Genetic distinctiveness arises through processes that introduce new alleles and genes into a population (mutation and migration) and processes that alter the frequencies of genes that already exist within a population (natural selection, sexual selection, and genetic drift).

A mutation is a random change in an organism's genetic material. Heritable mutations (those that are carried by the gametes) can introduce new alleles and genes into a population and, therefore, provide raw material for the evolutionary process.

Migration, or the movement of organisms from one place to another, can also cause changes in the gene pools of different populations. Through migration, new alleles can be introduced or taken away from a population, or the frequencies of alleles and genotypes in a population can be altered.

Through natural selection, heritable traits (and the alleles that confer those traits) that are beneficial to reproductive success become more common in a population while those that are disadvantageous become increasingly rare.

Sexual selection is a special form of selection that leads to the development of sexual dimorphic traits (traits that differ between the sexes). Through sexual selection, alleles that confer an advantage in the ability to obtain mates become more common in a population.

Genetic drift refers to changes in a population's allele frequencies that occur due to chance.

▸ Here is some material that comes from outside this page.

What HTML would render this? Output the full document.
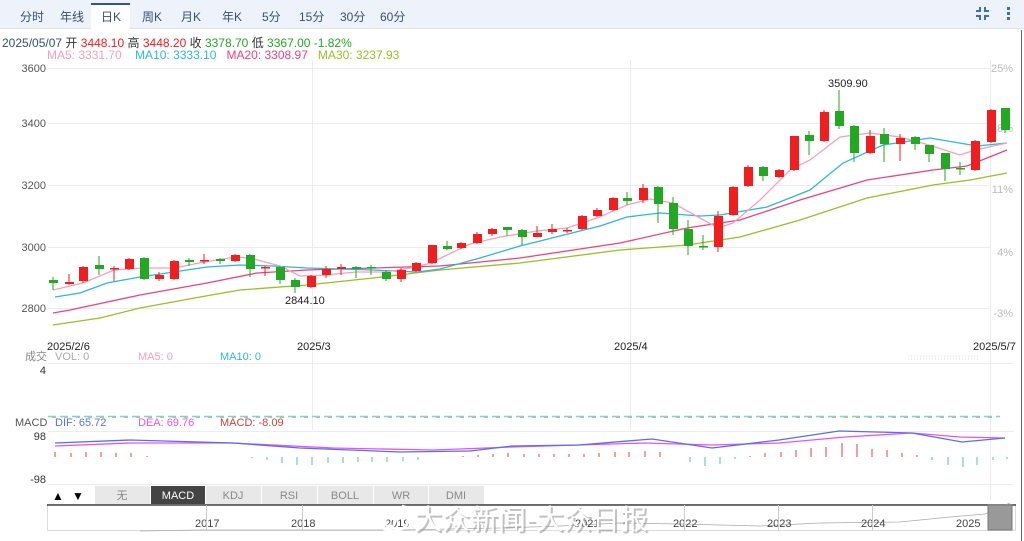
<!DOCTYPE html>
<html><head><meta charset="utf-8"><style>
*{margin:0;padding:0;box-sizing:border-box}
body{width:1024px;height:541px;overflow:hidden;background:#fff;font-family:"Liberation Sans","Noto Sans CJK SC",sans-serif;position:relative}
.bar{position:absolute;left:0;top:0;width:1024px;height:29px;background:#eef3fb;border-bottom:1px solid #dde4ee}
.t{position:absolute;top:8px;font-size:12px;color:#34507a}
.act{position:absolute;left:91px;top:3px;width:39px;height:27px;background:#fff;border-top:2px solid #2f5597}
.tx{position:absolute;font-size:12px;white-space:nowrap}
svg{position:absolute;left:0;top:0}
</style></head><body>
<div class="bar"></div>
<div class="act"></div>
<div class="t" style="left:20px">分时</div>
<div class="t" style="left:60px">年线</div>
<div class="t" style="left:101px">日K</div>
<div class="t" style="left:142px">周K</div>
<div class="t" style="left:181px">月K</div>
<div class="t" style="left:222px">年K</div>
<div class="t" style="left:262px">5分</div>
<div class="t" style="left:299px">15分</div>
<div class="t" style="left:340px">30分</div>
<div class="t" style="left:380px">60分</div>

<div class="tx" style="left:2px;top:34px;color:#34507a">2025/05/07 <span style="color:#333">开</span> <span style="color:#f01e1e">3448.10</span> <span style="color:#333">高</span> <span style="color:#f01e1e">3448.20</span> <span style="color:#333">收</span> <span style="color:#22a822">3378.70</span> <span style="color:#333">低</span> <span style="color:#22a822">3367.00 -1.82%</span></div>
<div class="tx" style="left:47px;top:48px;color:#f7a0b8">MA5: 3331.70 &nbsp; &nbsp;<span style="color:#2cb8dc">MA10: 3333.10</span> &nbsp; <span style="color:#f0437a">MA20: 3308.97</span> &nbsp; <span style="color:#9cbf22">MA30: 3237.93</span></div>

<svg width="1024" height="541" font-family="Liberation Sans, sans-serif">
<!-- top-right icons -->
<g fill="none" stroke="#3a6fc0" stroke-width="2">
<path d="M976 11 H980 V7"/><path d="M985 7 V11 H989"/><path d="M976 16 H980 V20"/><path d="M985 20 V16 H989"/>
</g>
<g fill="#3a6fc0"><rect x="1007" y="7" width="3" height="3"/><rect x="1007" y="12" width="3" height="3"/><rect x="1007" y="17" width="3" height="3"/></g>
<g stroke="#ececec" stroke-width="1">
<line x1="48" y1="68.5" x2="990" y2="68.5"/><line x1="48" y1="123.5" x2="990" y2="123.5"/><line x1="48" y1="185.5" x2="990" y2="185.5"/><line x1="48" y1="247.5" x2="990" y2="247.5"/><line x1="48" y1="308.5" x2="990" y2="308.5"/>
<line x1="312.5" y1="60" x2="312.5" y2="430"/><line x1="630.5" y1="60" x2="630.5" y2="430"/><line x1="990.5" y1="60" x2="990.5" y2="500"/>
<line x1="48" y1="363.5" x2="1014" y2="363.5"/><line x1="48" y1="431.5" x2="1014" y2="431.5"/><line x1="48" y1="484.5" x2="1014" y2="484.5"/>
</g>
<line x1="1021.5" y1="30" x2="1021.5" y2="541" stroke="#666"/>
<g font-size="11" fill="#555" text-anchor="end">
<text x="46" y="72">3600</text><text x="46" y="127">3400</text><text x="46" y="189">3200</text><text x="46" y="251">3000</text><text x="46" y="312">2800</text>
</g>
<g font-size="11" fill="#bbb" text-anchor="end">
<text x="1013" y="72">25%</text><text x="1013" y="132">18%</text><text x="1013" y="193">11%</text><text x="1013" y="256">4%</text><text x="1013" y="317">-3%</text>
</g>
<g font-size="11" fill="#222">
<text x="47" y="350">2025/2/6</text><text x="297" y="350">2025/3</text><text x="614" y="350">2025/4</text><text x="973" y="350">2025/5/7</text>
<text x="285" y="304">2844.10</text><text x="828" y="87">3509.90</text>
</g>
<g fill="none" stroke-width="1.3">
<polyline stroke="#9cbf22" points="53,325 100,318 140,308 200,297 240,290 307,285 373,278 440,270 520,263 620,250 687,245 740,237 800,220 867,198 933,185 970,180 1007,173"/>
<polyline stroke="#f0437a" points="53,313 70,310 140,295 207,283 257,273 307,270 373,268 440,266 520,258 620,243 687,228 740,220 800,200 867,180 933,170 967,166 1007,150"/>
<polyline stroke="#2cb8dc" points="55,297 80,293 107,283 140,277 207,267 240,265 273,266 307,268 373,270 417,272 440,269 480,258 520,246 560,236 600,226 627,217 660,213 700,216 720,215 767,207 810,190 843,163 883,145 930,138 977,146 1007,143"/>
<polyline stroke="#f7a0b8" points="53,290 83,283 114,270 144,268 174,268 204,262 235,257 250,258 280,266 300,276 326,275 356,272 386,272 416,267 431,263 447,255 470,244 500,237 537,231 567,228 597,218 627,205 650,199 673,203 700,218 718,228 733,223 760,200 790,170 810,160 840,137 870,133 900,137 929,145 960,155 975,150 1007,143"/>
</g>
<g stroke-width="1">
<line x1="53" y1="277" x2="53" y2="290" stroke="#22a822"/><rect x="49" y="280" width="9" height="3" fill="#22a822"/>
<line x1="69" y1="274" x2="69" y2="285" stroke="#f01e1e"/><rect x="65" y="282" width="9" height="2" fill="#f01e1e"/>
<line x1="83" y1="266" x2="83" y2="283" stroke="#f01e1e"/><rect x="79" y="267" width="9" height="14" fill="#f01e1e"/>
<line x1="99" y1="256" x2="99" y2="275" stroke="#22a822"/><rect x="95" y="265" width="9" height="4" fill="#22a822"/>
<line x1="114" y1="266" x2="114" y2="281" stroke="#f01e1e"/><rect x="110" y="268" width="9" height="1.5" fill="#f01e1e"/>
<line x1="129" y1="258" x2="129" y2="270" stroke="#f01e1e"/><rect x="125" y="259" width="9" height="10" fill="#f01e1e"/>
<line x1="144" y1="257" x2="144" y2="280" stroke="#22a822"/><rect x="140" y="258" width="9" height="21" fill="#22a822"/>
<line x1="159" y1="272" x2="159" y2="281" stroke="#f01e1e"/><rect x="155" y="275" width="9" height="4" fill="#f01e1e"/>
<line x1="174" y1="260" x2="174" y2="280" stroke="#f01e1e"/><rect x="170" y="261" width="9" height="18" fill="#f01e1e"/>
<line x1="189" y1="258" x2="189" y2="266" stroke="#22a822"/><rect x="185" y="260" width="9" height="2" fill="#22a822"/>
<line x1="204" y1="254" x2="204" y2="264" stroke="#f01e1e"/><rect x="200" y="260" width="9" height="1.5" fill="#f01e1e"/>
<line x1="220" y1="258" x2="220" y2="264" stroke="#22a822"/><rect x="216" y="259" width="9" height="2" fill="#22a822"/>
<line x1="235" y1="254" x2="235" y2="262" stroke="#f01e1e"/><rect x="231" y="255" width="9" height="6" fill="#f01e1e"/>
<line x1="250" y1="254" x2="250" y2="277" stroke="#22a822"/><rect x="246" y="255" width="9" height="14" fill="#22a822"/>
<line x1="265" y1="266" x2="265" y2="276" stroke="#f01e1e"/><rect x="261" y="267" width="9" height="1.5" fill="#f01e1e"/>
<line x1="280" y1="266" x2="280" y2="284" stroke="#22a822"/><rect x="276" y="267" width="9" height="13" fill="#22a822"/>
<line x1="295" y1="278" x2="295" y2="293" stroke="#22a822"/><rect x="291" y="280" width="9" height="7" fill="#22a822"/>
<line x1="311" y1="275" x2="311" y2="288" stroke="#f01e1e"/><rect x="307" y="276" width="9" height="11" fill="#f01e1e"/>
<line x1="326" y1="266" x2="326" y2="278" stroke="#f01e1e"/><rect x="322" y="269" width="9" height="6" fill="#f01e1e"/>
<line x1="341" y1="264" x2="341" y2="275" stroke="#f01e1e"/><rect x="337" y="267" width="9" height="2" fill="#f01e1e"/>
<line x1="356" y1="266" x2="356" y2="278" stroke="#22a822"/><rect x="352" y="267" width="9" height="2" fill="#22a822"/>
<line x1="371" y1="265" x2="371" y2="275" stroke="#22a822"/><rect x="367" y="267" width="9" height="1.5" fill="#22a822"/>
<line x1="386" y1="270" x2="386" y2="281" stroke="#22a822"/><rect x="382" y="272" width="9" height="7" fill="#22a822"/>
<line x1="401" y1="268" x2="401" y2="282" stroke="#f01e1e"/><rect x="397" y="270" width="9" height="9" fill="#f01e1e"/>
<line x1="416" y1="262" x2="416" y2="272" stroke="#f01e1e"/><rect x="412" y="263" width="9" height="8" fill="#f01e1e"/>
<line x1="432" y1="245" x2="432" y2="264" stroke="#f01e1e"/><rect x="428" y="245" width="9" height="18" fill="#f01e1e"/>
<line x1="447" y1="241" x2="447" y2="250" stroke="#22a822"/><rect x="443" y="246" width="9" height="3" fill="#22a822"/>
<line x1="461" y1="242" x2="461" y2="249" stroke="#f01e1e"/><rect x="457" y="243" width="9" height="5" fill="#f01e1e"/>
<line x1="477" y1="232" x2="477" y2="244" stroke="#f01e1e"/><rect x="473" y="234" width="9" height="9" fill="#f01e1e"/>
<line x1="492" y1="228" x2="492" y2="236" stroke="#f01e1e"/><rect x="488" y="229" width="9" height="5" fill="#f01e1e"/>
<line x1="507" y1="227" x2="507" y2="236" stroke="#22a822"/><rect x="503" y="227" width="9" height="3" fill="#22a822"/>
<line x1="522" y1="229" x2="522" y2="245" stroke="#22a822"/><rect x="518" y="230" width="9" height="7" fill="#22a822"/>
<line x1="537" y1="226" x2="537" y2="237" stroke="#f01e1e"/><rect x="533" y="233" width="9" height="4" fill="#f01e1e"/>
<line x1="552" y1="224" x2="552" y2="234" stroke="#f01e1e"/><rect x="548" y="229" width="9" height="3" fill="#f01e1e"/>
<line x1="567" y1="228" x2="567" y2="233" stroke="#f01e1e"/><rect x="563" y="230" width="9" height="1.5" fill="#f01e1e"/>
<line x1="582" y1="215" x2="582" y2="230" stroke="#f01e1e"/><rect x="578" y="216" width="9" height="13" fill="#f01e1e"/>
<line x1="597" y1="208" x2="597" y2="217" stroke="#f01e1e"/><rect x="593" y="210" width="9" height="6" fill="#f01e1e"/>
<line x1="613" y1="197" x2="613" y2="211" stroke="#f01e1e"/><rect x="609" y="198" width="9" height="12" fill="#f01e1e"/>
<line x1="627" y1="192" x2="627" y2="205" stroke="#22a822"/><rect x="623" y="198" width="9" height="3" fill="#22a822"/>
<line x1="643" y1="184" x2="643" y2="203" stroke="#f01e1e"/><rect x="639" y="188" width="9" height="12" fill="#f01e1e"/>
<line x1="658" y1="186" x2="658" y2="223" stroke="#22a822"/><rect x="654" y="187" width="9" height="17" fill="#22a822"/>
<line x1="673" y1="197" x2="673" y2="235" stroke="#22a822"/><rect x="669" y="203" width="9" height="26" fill="#22a822"/>
<line x1="688" y1="220" x2="688" y2="255" stroke="#22a822"/><rect x="684" y="229" width="9" height="17" fill="#22a822"/>
<line x1="703" y1="235" x2="703" y2="250" stroke="#22a822"/><rect x="699" y="246" width="9" height="1.5" fill="#22a822"/>
<line x1="718" y1="211" x2="718" y2="252" stroke="#f01e1e"/><rect x="714" y="216" width="9" height="31" fill="#f01e1e"/>
<line x1="733" y1="186" x2="733" y2="216" stroke="#f01e1e"/><rect x="729" y="187" width="9" height="28" fill="#f01e1e"/>
<line x1="748" y1="165" x2="748" y2="187" stroke="#f01e1e"/><rect x="744" y="167" width="9" height="19" fill="#f01e1e"/>
<line x1="763" y1="166" x2="763" y2="181" stroke="#22a822"/><rect x="759" y="167" width="9" height="9" fill="#22a822"/>
<line x1="779" y1="169" x2="779" y2="178" stroke="#f01e1e"/><rect x="775" y="170" width="9" height="7" fill="#f01e1e"/>
<line x1="794" y1="136" x2="794" y2="171" stroke="#f01e1e"/><rect x="790" y="136" width="9" height="34" fill="#f01e1e"/>
<line x1="809" y1="131" x2="809" y2="155" stroke="#22a822"/><rect x="805" y="135" width="9" height="6" fill="#22a822"/>
<line x1="824" y1="110" x2="824" y2="142" stroke="#f01e1e"/><rect x="820" y="112" width="9" height="29" fill="#f01e1e"/>
<line x1="839" y1="90" x2="839" y2="129" stroke="#22a822"/><rect x="835" y="111" width="9" height="15" fill="#22a822"/>
<line x1="854" y1="125" x2="854" y2="162" stroke="#22a822"/><rect x="850" y="126" width="9" height="27" fill="#22a822"/>
<line x1="870" y1="130" x2="870" y2="154" stroke="#f01e1e"/><rect x="866" y="136" width="9" height="17" fill="#f01e1e"/>
<line x1="884" y1="128" x2="884" y2="162" stroke="#22a822"/><rect x="880" y="134" width="9" height="10" fill="#22a822"/>
<line x1="900" y1="134" x2="900" y2="161" stroke="#f01e1e"/><rect x="896" y="138" width="9" height="6" fill="#f01e1e"/>
<line x1="915" y1="136" x2="915" y2="150" stroke="#22a822"/><rect x="911" y="137" width="9" height="7" fill="#22a822"/>
<line x1="929" y1="145" x2="929" y2="162" stroke="#22a822"/><rect x="925" y="145" width="9" height="9" fill="#22a822"/>
<line x1="945" y1="153" x2="945" y2="181" stroke="#22a822"/><rect x="941" y="153" width="9" height="16" fill="#22a822"/>
<line x1="960" y1="162" x2="960" y2="175" stroke="#22a822"/><rect x="956" y="168" width="9" height="1.5" fill="#22a822"/>
<line x1="975" y1="140" x2="975" y2="171" stroke="#f01e1e"/><rect x="971" y="141" width="9" height="29" fill="#f01e1e"/>
<line x1="991" y1="109" x2="991" y2="143" stroke="#f01e1e"/><rect x="987" y="110" width="9" height="32" fill="#f01e1e"/>
<line x1="1005" y1="108" x2="1005" y2="133" stroke="#22a822"/><rect x="1001" y="108" width="9" height="22" fill="#22a822"/>
</g>
<text x="25" y="360" font-size="11" fill="#888">成交</text>
<text x="55" y="360" font-size="11" fill="#aaa">VOL: 0</text>
<text x="138" y="360" font-size="11" fill="#f7a0b8">MA5: 0</text>
<text x="220" y="360" font-size="11" fill="#2cb8dc">MA10: 0</text>
<text x="46" y="374" font-size="11" fill="#333" text-anchor="end">4</text>
<line x1="48" y1="416.5" x2="1000" y2="416.5" stroke="#7fd6c8" stroke-width="1.5" stroke-dasharray="8,4"/>
<line x1="52" y1="417.5" x2="1000" y2="417.5" stroke="#aaa" stroke-width="0.8" stroke-dasharray="4,8"/>
<line x1="908" y1="356" x2="978" y2="356" stroke="#ddd" stroke-dasharray="1,2"/>
<line x1="908" y1="359" x2="978" y2="359" stroke="#ddd" stroke-dasharray="1,2"/>
<text x="15" y="426" font-size="11" fill="#555">MACD</text>
<text x="55" y="426" font-size="11" fill="#5470f0">DIF: 65.72</text>
<text x="138" y="426" font-size="11" fill="#f050f0">DEA: 69.76</text>
<text x="220" y="426" font-size="11" fill="#d04040">MACD: -8.09</text>
<text x="46" y="440" font-size="11" fill="#333" text-anchor="end">98</text>
<text x="46" y="483" font-size="11" fill="#333" text-anchor="end">-98</text>
<g stroke-width="1">
<g stroke="#e04040">
<line x1="55" y1="457" x2="55" y2="452"/><line x1="71" y1="457" x2="71" y2="453"/><line x1="86" y1="457" x2="86" y2="452"/><line x1="101" y1="457" x2="101" y2="452"/><line x1="116" y1="457" x2="116" y2="453"/><line x1="131" y1="457" x2="131" y2="453"/><line x1="147" y1="457" x2="147" y2="456"/>
<line x1="463" y1="457" x2="463" y2="456"/><line x1="478" y1="457" x2="478" y2="455"/><line x1="493" y1="457" x2="493" y2="454"/><line x1="508" y1="457" x2="508" y2="453"/><line x1="524" y1="457" x2="524" y2="454"/><line x1="539" y1="457" x2="539" y2="454"/><line x1="554" y1="457" x2="554" y2="454"/><line x1="569" y1="457" x2="569" y2="454"/><line x1="584" y1="457" x2="584" y2="454"/><line x1="599" y1="457" x2="599" y2="453"/><line x1="615" y1="457" x2="615" y2="452"/><line x1="629" y1="457" x2="629" y2="452"/><line x1="645" y1="457" x2="645" y2="451"/><line x1="660" y1="457" x2="660" y2="452"/>
<line x1="750" y1="457" x2="750" y2="456"/><line x1="765" y1="457" x2="765" y2="453"/><line x1="781" y1="457" x2="781" y2="452"/><line x1="796" y1="457" x2="796" y2="450"/><line x1="811" y1="457" x2="811" y2="448"/><line x1="826" y1="457" x2="826" y2="447"/><line x1="842" y1="457" x2="842" y2="443"/><line x1="857" y1="457" x2="857" y2="444"/><line x1="872" y1="457" x2="872" y2="449"/><line x1="887" y1="457" x2="887" y2="450"/><line x1="902" y1="457" x2="902" y2="453"/><line x1="917" y1="457" x2="917" y2="455"/>
</g>
<g stroke="#3ccf9a">
<line x1="252" y1="457" x2="252" y2="458"/><line x1="267" y1="457" x2="267" y2="460"/><line x1="282" y1="457" x2="282" y2="463"/><line x1="297" y1="457" x2="297" y2="465"/><line x1="312" y1="457" x2="312" y2="465"/><line x1="328" y1="457" x2="328" y2="463"/><line x1="343" y1="457" x2="343" y2="463"/><line x1="358" y1="457" x2="358" y2="462"/><line x1="372" y1="457" x2="372" y2="462"/><line x1="387" y1="457" x2="387" y2="462"/><line x1="403" y1="457" x2="403" y2="461"/><line x1="418" y1="457" x2="418" y2="460"/>
<line x1="690" y1="457" x2="690" y2="462"/><line x1="705" y1="457" x2="705" y2="466"/><line x1="720" y1="457" x2="720" y2="464"/><line x1="735" y1="457" x2="735" y2="459"/>
<line x1="932" y1="457" x2="932" y2="460"/><line x1="948" y1="457" x2="948" y2="465"/><line x1="963" y1="457" x2="963" y2="467"/><line x1="977" y1="457" x2="977" y2="465"/><line x1="993" y1="457" x2="993" y2="460"/><line x1="1007" y1="457" x2="1007" y2="459"/>
</g>
</g>
<polyline fill="none" stroke="#f050f0" stroke-width="1.3" points="55,446 130,443 233,443 333,448 433,450 512,447 645,443 712,445 779,443 845,437 912,433 960,437 1005,438"/>
<polyline fill="none" stroke="#5470f0" stroke-width="1.3" points="55,443 130,440 233,443 300,448 400,452 470,451 512,446 579,445 652,439 712,448 779,440 839,431 912,433 962,442 1005,438"/>
<rect x="48" y="486" width="46" height="18" fill="#fff"/>
<text x="52" y="500" font-size="12" fill="#000">▲</text><text x="72" y="500" font-size="12" fill="#000">▼</text>
<g font-size="11" fill="#888" text-anchor="middle">
<rect x="95" y="486" width="55" height="18" fill="#e8e8e8"/><text x="122" y="499">无</text>
<rect x="151" y="486" width="54" height="18" fill="#444"/><text x="178" y="499" fill="#fff">MACD</text>
<rect x="206" y="486" width="55" height="18" fill="#e8e8e8"/><text x="233" y="499">KDJ</text>
<rect x="262" y="486" width="55" height="18" fill="#e8e8e8"/><text x="289" y="499">RSI</text>
<rect x="318" y="486" width="55" height="18" fill="#e8e8e8"/><text x="345" y="499">BOLL</text>
<rect x="374" y="486" width="54" height="18" fill="#e8e8e8"/><text x="401" y="499">WR</text>
<rect x="429" y="486" width="55" height="18" fill="#e8e8e8"/><text x="456" y="499">DMI</text>
</g>
<rect x="47.5" y="504.5" width="968" height="26" fill="#fff" stroke="#ddd"/>
<line x1="47" y1="505" x2="1016" y2="505" stroke="#444" stroke-width="1.5"/>
<polyline fill="none" stroke="#aaa" stroke-width="0.8" points="140,531 200,530 300,530 400,530 500,528 560,526 620,523 680,524 760,526 820,523 900,522 950,517 985,514 1010,503"/>
<g font-size="11" fill="#444">
<text x="195" y="527">2017</text><text x="291" y="527">2018</text><text x="385" y="527">2019</text><text x="575" y="527">2021</text><text x="673" y="527">2022</text><text x="767" y="527">2023</text><text x="861" y="527">2024</text><text x="956" y="527">2025</text>
</g>
<g stroke="#ccc"><line x1="206.5" y1="505" x2="206.5" y2="531"/><line x1="302.5" y1="505" x2="302.5" y2="531"/><line x1="684.5" y1="505" x2="684.5" y2="531"/><line x1="778.5" y1="505" x2="778.5" y2="531"/><line x1="872.5" y1="505" x2="872.5" y2="531"/></g>
<rect x="988" y="505" width="24" height="25" fill="#999" stroke="#777"/>
<g fill="none" stroke="#fff" stroke-width="2.5"><ellipse cx="393" cy="521" rx="15" ry="10"/><circle cx="390" cy="522" r="5"/><path d="M402 506 a9 9 0 0 1 8 8"/></g>
<text x="416" y="531" font-size="28" fill="#999" opacity="0.6" font-family="Noto Sans CJK SC, sans-serif">大众新闻-大众日报</text>
<text x="414" y="529" font-size="28" fill="#fff" font-family="Noto Sans CJK SC, sans-serif">大众新闻-大众日报</text>
</svg>
</body></html>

In general, the smaller the population, the greater the impact of genetic drift. 
These processes, which drive evolution and speciation, can be reviewed in the BioEd Online presentation entitled "Biological Evolution." In addition, information about different species concepts, as well as mechanisms of reproductive isolation, can be found in the presentation "Species Concepts."

In On the Origin of Species, Darwin wrote that all species, whether living or extinct, form a great "Tree of Life," now commonly referred to as a phylogenetic tree. A phylogenetic tree graphically represents the evolutionary history (phylogeny) of species, groups of related species, or other taxonomic groups. A branch point of the tree represents divergence of one or more new populations from a parent population. In some phylogenetic representations, the branch length is proportional to the predicted evolutionary time between branching events. These branches and nodes represent two different patterns of evolution: cladogenesis and anagenesis.  

Cladogenesis, also known as branching evolution, is the evolutionary pattern by which a new group splits from a parent group. Because this results in an increase in the total number of existing taxa, cladogenesis is responsible for the diversity of organisms seen in nature. In contrast, anagenesis, also known as phyletic evolution, results in the linear transformation of a population. There is no branching of the phylogenetic tree and no increase in the total number of species. Instead, anagenesis causes two species that split from the same parent species diverge more and more from one another over time.